The swiftest grace is best. Ὠκεῖαι χάριτες γλυκερώτεραι. Anth. Pal. x. 30.
[214]. Know thy when. So in The Star-song Herrick sings: "Thou canst clear All doubts and manifest the where".
[219]. Lord Bernard Stewart, fourth son of Esme, third Duke of Lennox, and himself created Earl of Lichfield by Charles I. He commanded the king's troop of guards, and was killed at the battle of Rowton Heath, outside Chester, Sept. 24, 1645.
Clarendon (History of the Rebellion, ix. 19) thus records his death and character: "Here fell many gentlemen and officers of name, with the brave Earl of Litchfield, who was the third brother of that illustrious family that sacrificed his life in this quarrel. He was a very faultless young man, of a most gentle, courteous, and affable nature, and of a spirit and courage invincible; whose loss all men lamented, and the king bore it with extraordinary grief."
Trentall. Properly a set of thirty masses for the repose of a dead man's soul. Here and elsewhere Herrick uses the word as an equivalent for dirge, but Sidney distinguished them: "Let dirige be sung and trentalls rightly read. For love is dead," etc. "Hence, hence profane," is the Latin, procul o procul este profani of Virg. Æn. vi. 258, where "profane" is only equivalent to uninitiated.
[223]. The Fairy Temple. For a brief note on Herrick's fairy poems, see Appendix. On the dedication to Mr. John Merrifield, Counsellor-at-Law, Dr. Grosart remarks: "Nothing seems to be now known of Merrifield. It is just possible that—as throughout the poem—the name was an invented one, 'Merry Field'." But the records of the Inner Temple show that the Merrifields were a legal family from Woolmiston, near Crewkerne, Somersetshire. John (son of Richard) Merrifield, the father, was admitted to the Inner Temple in 1581, and John, the son, in 1611. This latter must be Herrick's Counsellor. He rose to be a Master of the Bench in 1638 and Sergeant-at-Law in 1660. He died October, 1666, aged 75, at Crewkerne. On the other hand, it can hardly be doubted that Dr. Grosart is right in regarding the names of the fairy saints as quite imaginary. He nevertheless suggests SS. Titus, Neot, Idus, Ida, Fridian or Fridolin, Trypho, Felan and Felix as the possible prototypes of "Saint Tit, Saint Nit, Saint Is," etc. It should be noted that "Tit and Nit" occur with "Wap and Win" and other obviously made-up names, in Drayton's Nymphidia.

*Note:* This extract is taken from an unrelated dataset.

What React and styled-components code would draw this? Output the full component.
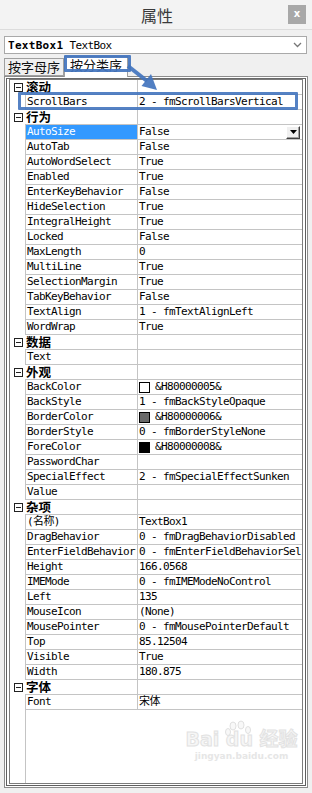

[229]. Upon Cupid. Taken from Anacreon, 5 [59].
Στέφος πλέκων ποθ' εὗρον
ἐν τοῖς ῥόδοις Ἔρωτα·
καὶ τῶν πτερῶν κατασχών
ἐβάπτισ' εἰς τὸν οἶνον·
λαβὼν δ' ἔπινον αὐτόν,
καὶ νῦν ἔσω μελῶν μου
πτεροῖσι γαργαλίζει.
[234]. Care will make a face. Ovid, Ar. Am. iii. 105: Cura dabit faciem, facies neglecta peribit.
[235]. Upon Himself. Printed in Witts Recreations, 1654, under the title: On an old Batchelor, and with the variants, married for wedded, l. 3, one for a in l. 4, and Rather than mend me, blind me quite in l. 6.